Task instructions: Write out the material exactly, with the pictures left out.

[Records with interface code]
☆ ☆ ☆ ☆ ☆ ☆ ☆
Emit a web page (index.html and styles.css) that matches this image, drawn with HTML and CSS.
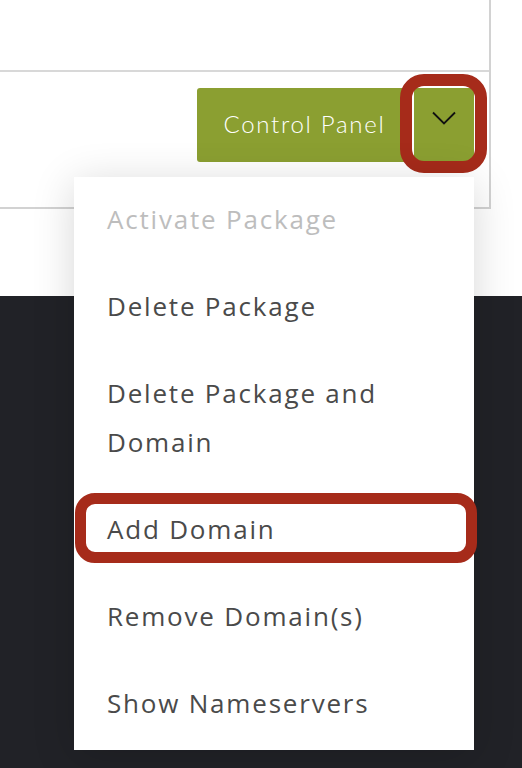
FILE: index.html
```html
<!DOCTYPE html>
<html lang="en">
<head>
<meta charset="utf-8">
<title>Package actions</title>
<link rel="stylesheet" href="styles.css">
</head>
<body>
<main class="page">
  <section class="card">
    <div class="card-row card-row-top"></div>
    <div class="card-row card-row-actions">
      <div class="btn-group">
        <button class="btn btn-main" type="button">Control Panel</button>
        <button class="btn btn-toggle" type="button" aria-label="More actions">
          <svg class="chevron" width="24" height="14" viewBox="0 0 24 14" aria-hidden="true">
            <path d="M1 1.5 L12 12.5 L23 1.5" fill="none" stroke="#111" stroke-width="1.8"/>
          </svg>
          <span class="mark mark-toggle"></span>
        </button>
        <ul class="menu">
          <li class="menu-item is-disabled">Activate Package</li>
          <li class="menu-item">Delete Package</li>
          <li class="menu-item">Delete Package and Domain</li>
          <li class="menu-item is-marked">Add Domain<span class="mark mark-item"></span></li>
          <li class="menu-item">Remove Domain(s)</li>
          <li class="menu-item">Show Nameservers</li>
        </ul>
      </div>
    </div>
  </section>
  <div class="spacer"></div>
  <footer class="footer"></footer>
</main>
</body>
</html>
```
FILE: styles.css
```css
html, body {
  margin: 0;
  padding: 0;
  background: #ffffff;
}
body {
  font-family: "Open Sans", "Liberation Sans", sans-serif;
  width: 522px;
  height: 768px;
  overflow: hidden;
}
.page {
  display: flex;
  flex-direction: column;
  height: 768px;
}
.card {
  width: 491px;
  box-sizing: border-box;
  border-right: 2px solid #d2d2d2;
  border-bottom: 2px solid #d2d2d2;
  background: #fff;
}
.card-row-top {
  height: 70px;
  border-bottom: 2px solid #d8d8d8;
}
.card-row-actions {
  display: flex;
  justify-content: flex-end;
  padding: 16px 15px 45px 0;
}
.btn-group {
  position: relative;
  display: flex;
  gap: 2px;
}
.btn {
  border: 0;
  margin: 0;
  background: #8b9f31;
  color: #fff;
  height: 74px;
  font-family: "Lato", "Open Sans", sans-serif;
  font-size: 24px;
  font-weight: 300;
  cursor: pointer;
}
.btn-main {
  width: 215px;
  border-radius: 3px 0 0 3px;
  padding: 0 0 4px;
  letter-spacing: 1.7px;
}
.btn-toggle {
  position: relative;
  width: 60px;
  border-radius: 0 3px 3px 0;
  display: flex;
  align-items: center;
  justify-content: center;
  padding: 0 0 14px;
}
.mark {
  position: absolute;
  border: 12px solid #a62b1a;
  pointer-events: none;
}
.mark-toggle {
  top: -14px;
  left: -14px;
  right: -13px;
  bottom: -11px;
  border-radius: 24px;
}
.menu {
  position: absolute;
  top: 89px;
  right: 0;
  width: 400px;
  margin: 0;
  padding: 0 0 2px;
  list-style: none;
  background: #fff;
  box-shadow: 0 6px 40px rgba(0, 0, 0, 0.16);
  z-index: 2;
}
.menu-item {
  position: relative;
  padding: 18px 40px 20px 33px;
  font-size: 26px;
  line-height: 49px;
  color: #4a4a4a;
  letter-spacing: 1.8px;
}
.menu-item.is-disabled {
  color: #bdbdbd;
}
.mark-item {
  top: 6px;
  left: 1px;
  right: -3px;
  bottom: 11px;
  border-width: 11px;
  border-radius: 20px;
}
.spacer {
  height: 87px;
  flex: none;
}
.footer {
  flex: 1;
  background: #212227;
}
```
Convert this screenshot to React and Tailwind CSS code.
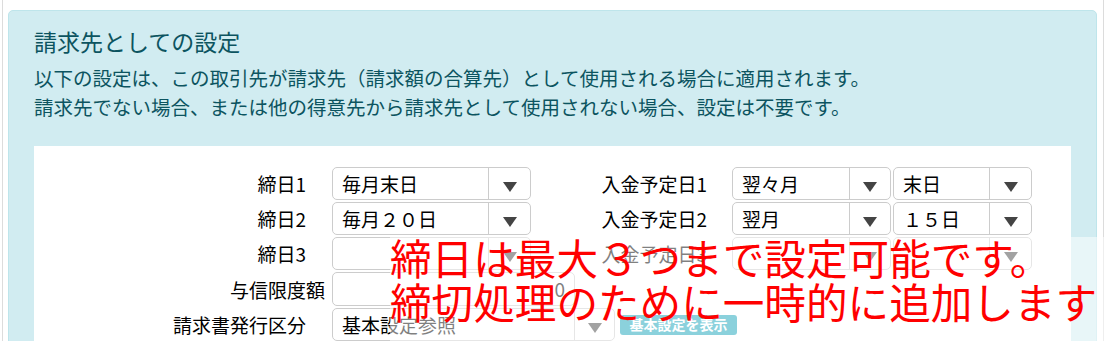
☆ ☆ ☆ ☆ ☆ ☆ ☆
Final result:
Emit a web page (index.html and styles.css) that matches this image, drawn with HTML and CSS.
FILE: index.html
```html
<!DOCTYPE html>
<html lang="en">
<head>
<meta charset="utf-8">
<title>Package actions</title>
<link rel="stylesheet" href="styles.css">
</head>
<body>
<main class="page">
  <section class="card">
    <div class="card-row card-row-top"></div>
    <div class="card-row card-row-actions">
      <div class="btn-group">
        <button class="btn btn-main" type="button">Control Panel</button>
        <button class="btn btn-toggle" type="button" aria-label="More actions">
          <svg class="chevron" width="24" height="14" viewBox="0 0 24 14" aria-hidden="true">
            <path d="M1 1.5 L12 12.5 L23 1.5" fill="none" stroke="#111" stroke-width="1.8"/>
          </svg>
          <span class="mark mark-toggle"></span>
        </button>
        <ul class="menu">
          <li class="menu-item is-disabled">Activate Package</li>
          <li class="menu-item">Delete Package</li>
          <li class="menu-item">Delete Package and Domain</li>
          <li class="menu-item is-marked">Add Domain<span class="mark mark-item"></span></li>
          <li class="menu-item">Remove Domain(s)</li>
          <li class="menu-item">Show Nameservers</li>
        </ul>
      </div>
    </div>
  </section>
  <div class="spacer"></div>
  <footer class="footer"></footer>
</main>
</body>
</html>
```
FILE: styles.css
```css
html, body {
  margin: 0;
  padding: 0;
  background: #ffffff;
}
body {
  font-family: "Open Sans", "Liberation Sans", sans-serif;
  width: 522px;
  height: 768px;
  overflow: hidden;
}
.page {
  display: flex;
  flex-direction: column;
  height: 768px;
}
.card {
  width: 491px;
  box-sizing: border-box;
  border-right: 2px solid #d2d2d2;
  border-bottom: 2px solid #d2d2d2;
  background: #fff;
}
.card-row-top {
  height: 70px;
  border-bottom: 2px solid #d8d8d8;
}
.card-row-actions {
  display: flex;
  justify-content: flex-end;
  padding: 16px 15px 45px 0;
}
.btn-group {
  position: relative;
  display: flex;
  gap: 2px;
}
.btn {
  border: 0;
  margin: 0;
  background: #8b9f31;
  color: #fff;
  height: 74px;
  font-family: "Lato", "Open Sans", sans-serif;
  font-size: 24px;
  font-weight: 300;
  cursor: pointer;
}
.btn-main {
  width: 215px;
  border-radius: 3px 0 0 3px;
  padding: 0 0 4px;
  letter-spacing: 1.7px;
}
.btn-toggle {
  position: relative;
  width: 60px;
  border-radius: 0 3px 3px 0;
  display: flex;
  align-items: center;
  justify-content: center;
  padding: 0 0 14px;
}
.mark {
  position: absolute;
  border: 12px solid #a62b1a;
  pointer-events: none;
}
.mark-toggle {
  top: -14px;
  left: -14px;
  right: -13px;
  bottom: -11px;
  border-radius: 24px;
}
.menu {
  position: absolute;
  top: 89px;
  right: 0;
  width: 400px;
  margin: 0;
  padding: 0 0 2px;
  list-style: none;
  background: #fff;
  box-shadow: 0 6px 40px rgba(0, 0, 0, 0.16);
  z-index: 2;
}
.menu-item {
  position: relative;
  padding: 18px 40px 20px 33px;
  font-size: 26px;
  line-height: 49px;
  color: #4a4a4a;
  letter-spacing: 1.8px;
}
.menu-item.is-disabled {
  color: #bdbdbd;
}
.mark-item {
  top: 6px;
  left: 1px;
  right: -3px;
  bottom: 11px;
  border-width: 11px;
  border-radius: 20px;
}
.spacer {
  height: 87px;
  flex: none;
}
.footer {
  flex: 1;
  background: #212227;
}
```
Convert this screenshot to React and Tailwind CSS code.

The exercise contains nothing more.